The reason FOB is preferred by large trading companies is that it allows the trader to control the freight leg. A trader who fixes their own vessel can negotiate better freight rates, choose preferred counterparties, and maintain visibility over the shipment. Under CIF, the seller controls the freight, which removes that flexibility from the buyer.
Why the Named Point Matters
Every Incoterm requires a named place or port — and the specificity of that location determines exactly where risk changes hands. FOB Rotterdam and FOB Amsterdam are different obligations even though the ports are close. For bulk dry cargo like grains or coal, the named terminal or berth can affect demurrage exposure and loading costs significantly.
Delivered at Place (DAP) and Delivered Ex Ship (DES, no longer in Incoterms 2020 but still seen in legacy contracts) place maximum obligation on the seller. Under DAP, the seller bears risk all the way to the named destination, unloaded. This term is more common in refined product trades or situations where the seller has logistical control over the destination.
Ex Works (EXW) sits at the opposite extreme: the buyer assumes risk the moment the goods are available at the seller's premises. For commodity trading, EXW is rarely used in cross-border bulk trades because it places the full burden of export clearance on the buyer.
For example, in a typical grain trade from Argentina to Southeast Asia, a producer might offer FOB Buenos Aires. A trading house buys on FOB terms, arranges a Panamax vessel, and resells to an end-user in Vietnam on CIF Ho Chi Minh City terms. The trader's margin partly comes from the freight differential — the difference between what the trader pays for freight and what the CIF price implies.
The core principle of Incoterms is straightforward: each term defines a specific geographic and operational point at which risk, cost, and responsibility shift between buyer and seller, and understanding that point is the foundation of structuring any physical commodity deal.
How Incoterms allocate risk in physical commodity trading. Learn what FOB, CIF, and DES mean for traders who handle real cargo.

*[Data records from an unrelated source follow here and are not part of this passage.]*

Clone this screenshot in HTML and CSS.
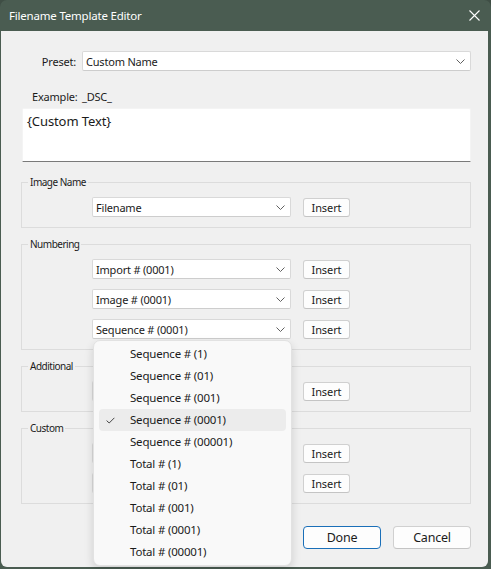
FILE: index.html
```html
<!DOCTYPE html>
<html>
<head>
<meta charset="utf-8">
<link rel="stylesheet" href="styles.css">
</head>
<body>
<div class="window">
  <div class="titlebar">
    <span class="title">Filename Template Editor</span>
    <svg class="close" width="11" height="11" viewBox="0 0 11 11"><path d="M0.5 0.5 L10.5 10.5 M10.5 0.5 L0.5 10.5" stroke="#ffffff" stroke-width="1.1" fill="none"/></svg>
  </div>
  <div class="content">
    <div class="preset-row">
      <span class="preset-label">Preset:</span>
      <div class="select grow">
        <span>Custom Name</span>
        <svg class="chev" width="9" height="5" viewBox="0 0 9 5"><path d="M0.5 0.5 L4.5 4.5 L8.5 0.5" stroke="#606060" stroke-width="1" fill="none"/></svg>
      </div>
    </div>
    <div class="example-row">
      <span class="example-label">Example:</span>
      <span>_DSC_</span>
    </div>
    <div class="textarea">{Custom Text}</div>

    <div class="group">
      <span class="legend">Image Name</span>
      <div class="row">
        <div class="select field"><span>Filename</span><svg class="chev" width="9" height="5" viewBox="0 0 9 5"><path d="M0.5 0.5 L4.5 4.5 L8.5 0.5" stroke="#606060" stroke-width="1" fill="none"/></svg></div>
        <button class="btn">Insert</button>
      </div>
    </div>

    <div class="group">
      <span class="legend">Numbering</span>
      <div class="row">
        <div class="select field"><span>Import # (0001)</span><svg class="chev" width="9" height="5" viewBox="0 0 9 5"><path d="M0.5 0.5 L4.5 4.5 L8.5 0.5" stroke="#606060" stroke-width="1" fill="none"/></svg></div>
        <button class="btn">Insert</button>
      </div>
      <div class="row">
        <div class="select field"><span>Image # (0001)</span><svg class="chev" width="9" height="5" viewBox="0 0 9 5"><path d="M0.5 0.5 L4.5 4.5 L8.5 0.5" stroke="#606060" stroke-width="1" fill="none"/></svg></div>
        <button class="btn">Insert</button>
      </div>
      <div class="row">
        <div class="select field open"><span>Sequence # (0001)</span><svg class="chev" width="9" height="5" viewBox="0 0 9 5"><path d="M0.5 0.5 L4.5 4.5 L8.5 0.5" stroke="#606060" stroke-width="1" fill="none"/></svg>
          <ul class="menu">
            <li>Sequence # (1)</li>
            <li>Sequence # (01)</li>
            <li>Sequence # (001)</li>
            <li class="selected"><svg class="check" width="9" height="7" viewBox="0 0 9 7"><path d="M0.6 3.6 L3.2 6 L8.4 0.8" stroke="#444" stroke-width="1" fill="none"/></svg>Sequence # (0001)</li>
            <li>Sequence # (00001)</li>
            <li>Total # (1)</li>
            <li>Total # (01)</li>
            <li>Total # (001)</li>
            <li>Total # (0001)</li>
            <li>Total # (00001)</li>
          </ul>
        </div>
        <button class="btn">Insert</button>
      </div>
    </div>

    <div class="group">
      <span class="legend">Additional</span>
      <div class="row">
        <div class="select field"><span></span><svg class="chev" width="9" height="5" viewBox="0 0 9 5"><path d="M0.5 0.5 L4.5 4.5 L8.5 0.5" stroke="#606060" stroke-width="1" fill="none"/></svg></div>
        <button class="btn">Insert</button>
      </div>
    </div>

    <div class="group">
      <span class="legend">Custom</span>
      <div class="row">
        <div class="input field"></div>
        <button class="btn">Insert</button>
      </div>
      <div class="row">
        <div class="select field"><span></span><svg class="chev" width="9" height="5" viewBox="0 0 9 5"><path d="M0.5 0.5 L4.5 4.5 L8.5 0.5" stroke="#606060" stroke-width="1" fill="none"/></svg></div>
        <button class="btn">Insert</button>
      </div>
    </div>

    <div class="actions">
      <button class="btn big primary">Done</button>
      <button class="btn big">Cancel</button>
    </div>
  </div>
</div>
</body>
</html>
```

FILE: styles.css
```css
* { box-sizing: border-box; }
html, body { margin: 0; padding: 0; }
body {
  width: 491px;
  height: 569px;
  background: #3f4e45;
  font-family: "Noto Sans", "Open Sans", sans-serif;
  color: #1b1b1b;
  overflow: hidden;
}
.window {
  width: 491px;
  height: 569px;
  background: #4a5c51;
  border-radius: 7px 7px 0 0;
  display: flex;
  flex-direction: column;
}
.titlebar {
  height: 31px;
  flex: none;
  display: flex;
  align-items: center;
  justify-content: space-between;
  padding: 0 11px 1px 9px;
}
.title {
  color: #ffffff;
  font-size: 11.5px;
  letter-spacing: -0.2px;
}
.close { display: block; margin-top: 1px; }
.content {
  flex: 1;
  margin: 0 3px 2px 1px;
  background: #f0f0f0;
  border-radius: 0 0 6px 6px;
  padding: 20px 17px 0 20px;
  font-size: 11px;
  letter-spacing: -0.2px;
}
.preset-row {
  display: flex;
  align-items: center;
}
.preset-label {
  width: 55px;
  margin-right: 6px;
  text-align: right;
}
.select, .input {
  height: 20px;
  background: #ffffff;
  border: 1px solid #d9d9d9;
  border-bottom-color: #cdcdcd;
  border-radius: 2px;
  display: flex;
  align-items: center;
  justify-content: space-between;
  padding: 0 5px 0 3px;
  position: relative;
  white-space: nowrap;
}
.grow { flex: 1; }
.chev { display: block; flex: none; }
.example-row {
  margin-top: 17px;
  height: 16px;
  display: flex;
  align-items: center;
  padding-left: 11px;
}
.example-label { width: 50px; }
.textarea {
  margin-top: 4px;
  margin-left: 1px;
  height: 54px;
  background: #ffffff;
  border: 1px solid #f4f4f4;
  border-bottom: 1px solid #7a7a7a;
  border-radius: 2px 2px 0 0;
  padding: 3px 4px;
  font-size: 13px;
  letter-spacing: -0.1px;
  line-height: 18px;
}
.group {
  margin-top: 16px;
  border: 1px solid #dcdcdc;
  padding: 14px 0 10px 70px;
  position: relative;
  display: flex;
  flex-direction: column;
  gap: 10px;
}
.textarea + .group { margin-top: 20px; }
.legend {
  position: absolute;
  top: -7px;
  left: 6px;
  padding: 0 2px;
  background: #f0f0f0;
  font-size: 10px;
  line-height: 13px;
  letter-spacing: -0.5px;
}
.row {
  display: flex;
  align-items: flex-start;
  gap: 12px;
}
.field { width: 199px; }
.btn {
  font-family: inherit;
  font-size: 11px;
  letter-spacing: -0.1px;
  color: #1b1b1b;
  background: #fdfdfd;
  border: 1px solid #d0d0d0;
  border-bottom-color: #c4c4c4;
  border-radius: 3px;
  height: 19px;
  width: 47px;
  margin-top: 1px;
  padding: 0;
  line-height: 17px;
}
.menu {
  list-style: none;
  margin: 0;
  padding: 2px 0;
  position: absolute;
  top: 20px;
  left: 0px;
  width: 199px;
  background: #f9f9f9;
  border: 1px solid #e2e2e2;
  border-radius: 7px;
  box-shadow: 0 4px 10px rgba(0,0,0,0.14);
  z-index: 10;
  font-size: 11.5px;
  letter-spacing: -0.2px;
}
.menu li {
  height: 22px;
  line-height: 22px;
  margin: 0 5px 0 5px;
  padding-left: 31px;
  border-radius: 4px;
  position: relative;
}
.menu li.selected { background: #ececec; }
.check {
  position: absolute;
  left: 7px;
  top: 8px;
}
.actions {
  margin-top: 22px;
  display: flex;
  justify-content: flex-end;
  gap: 12px;
}
.btn.big {
  width: 78px;
  height: 23px;
  margin-top: 0;
  font-size: 12.5px;
  letter-spacing: -0.2px;
  line-height: 21px;
  border-radius: 4px;
}
.btn.primary {
  border: 1px solid #1a6fb8;
}
```
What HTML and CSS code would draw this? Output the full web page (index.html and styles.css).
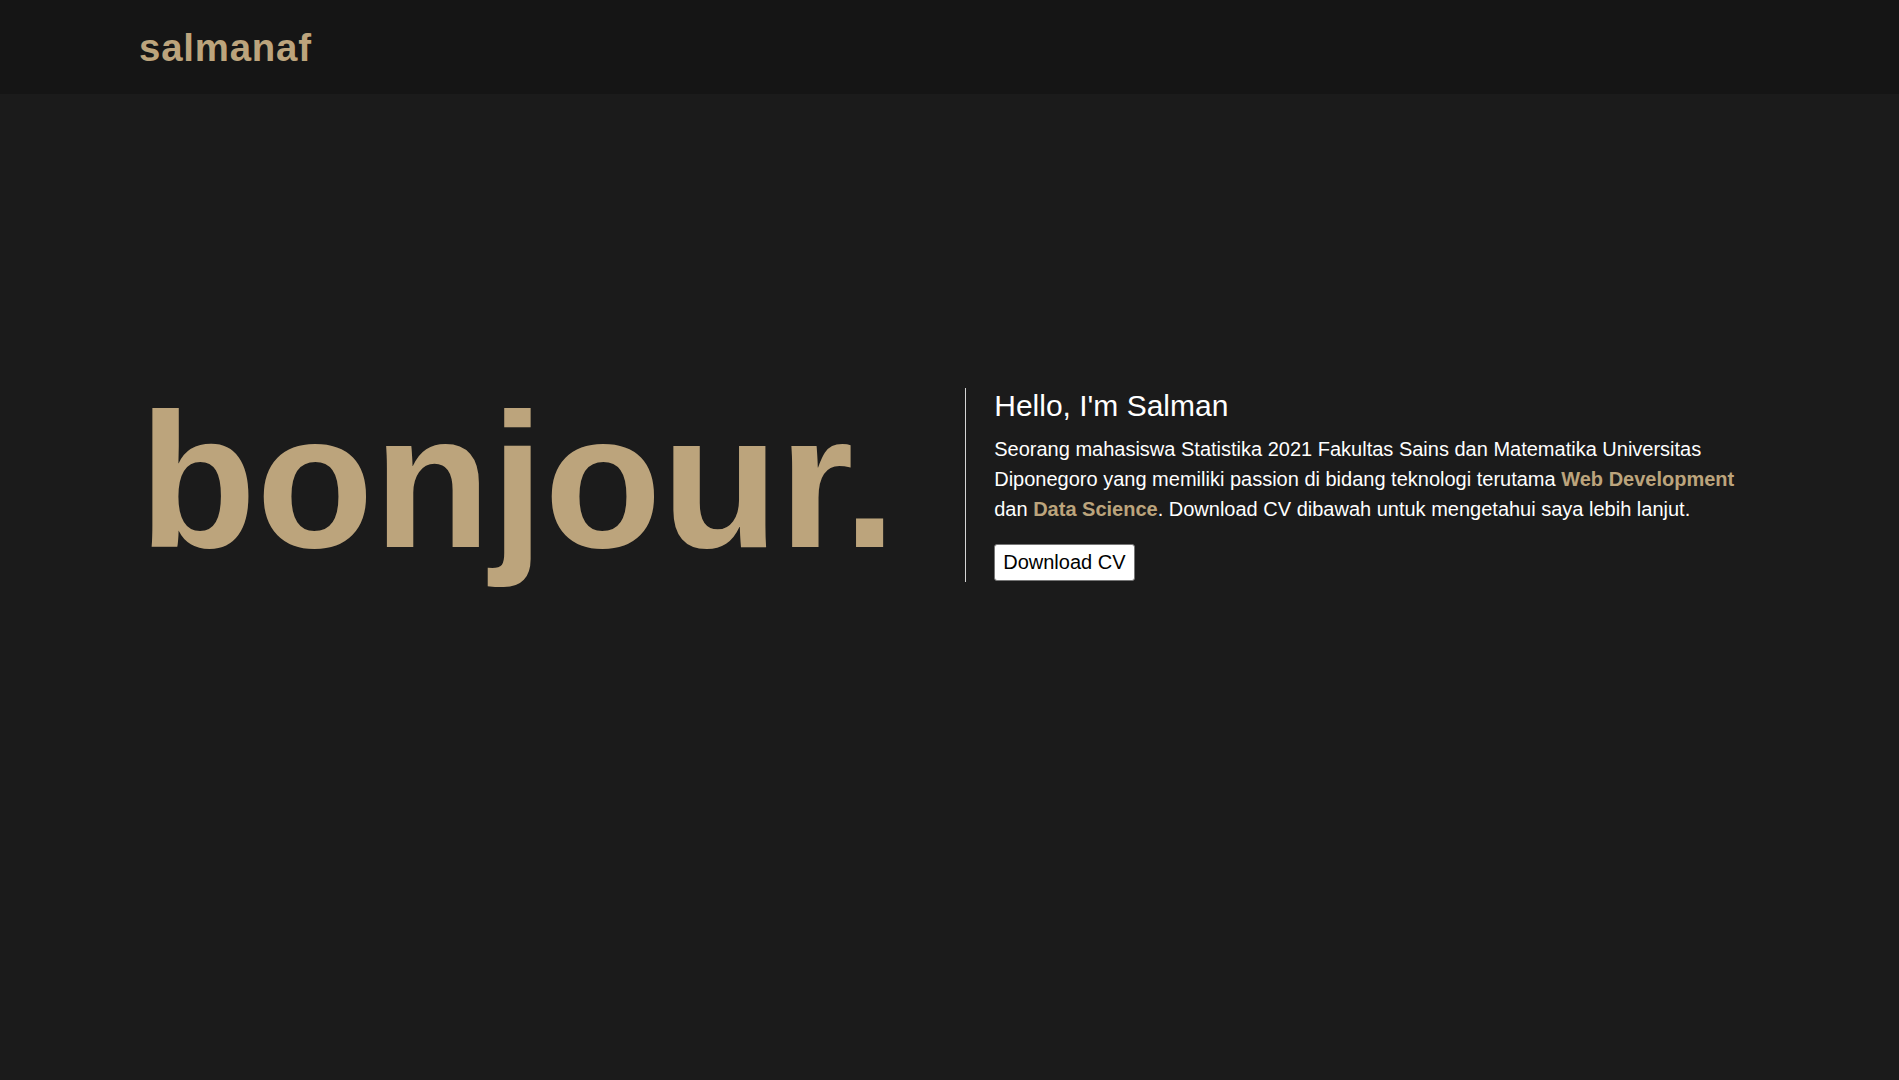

Incoterms risk transfer in physical commodity trading determines exactly when a seller's obligation ends and a buyer's exposure begins. Incoterms — short for International Commercial Terms — are a standardized set of trade terms published by the International Chamber of Commerce (ICC) that define the point at which risk of loss or damage to goods passes from seller to buyer. For physical commodity traders, choosing the right Incoterm is not a formality; it directly affects insurance obligations, financing structures, and who absorbs the cost of a shipment lost at sea.
The ICC updates Incoterms periodically; the current edition is Incoterms 2020.
What FOB and CIF Mean in Practice
Free on Board (FOB) is one of the most common terms in bulk commodity trades involving vessels. Under FOB, risk transfers from seller to buyer at the moment the cargo is loaded on board the vessel at the named port of origin. For example, assume a copper cathode trader buys 1,000 metric tons from a Chilean producer on FOB Valparaíso terms. Once the cargo crosses the ship's rail at Valparaíso, any loss — fire, flooding, theft — is the buyer's problem. The buyer arranges and pays for ocean freight and marine insurance.
Cost, Insurance and Freight (CIF) works differently. Under CIF, the seller arranges and pays for freight and insurance to the named destination port, but — and this is the part that surprises many newcomers — risk still transfers at the port of origin when the cargo is loaded on board. The seller pays freight and insurance, but if the vessel sinks mid-ocean, the buyer must claim against the insurance policy the seller arranged. CIF transfers the cost obligation, not the risk, to the destination.
The reason FOB is preferred by large trading companies is that it allows the trader to control the freight leg. A trader who fixes their own vessel can negotiate better freight rates, choose preferred counterparties, and maintain visibility over the shipment. Under CIF, the seller controls the freight, which removes that flexibility from the buyer.
Why the Named Point Matters
Every Incoterm requires a named place or port — and the specificity of that location determines exactly where risk changes hands. FOB Rotterdam and FOB Amsterdam are different obligations even though the ports are close. For bulk dry cargo like grains or coal, the named terminal or berth can affect demurrage exposure and loading costs significantly.
Delivered at Place (DAP) and Delivered Ex Ship (DES, no longer in Incoterms 2020 but still seen in legacy contracts) place maximum obligation on the seller. Under DAP, the seller bears risk all the way to the named destination, unloaded. This term is more common in refined product trades or situations where the seller has logistical control over the destination.
Ex Works (EXW) sits at the opposite extreme: the buyer assumes risk the moment the goods are available at the seller's premises. For commodity trading, EXW is rarely used in cross-border bulk trades because it places the full burden of export clearance on the buyer.
For example, in a typical grain trade from Argentina to Southeast Asia, a producer might offer FOB Buenos Aires. A trading house buys on FOB terms, arranges a Panamax vessel, and resells to an end-user in Vietnam on CIF Ho Chi Minh City terms. The trader's margin partly comes from the freight differential — the difference between what the trader pays for freight and what the CIF price implies.
The core principle of Incoterms is straightforward: each term defines a specific geographic and operational point at which risk, cost, and responsibility shift between buyer and seller, and understanding that point is the foundation of structuring any physical commodity deal.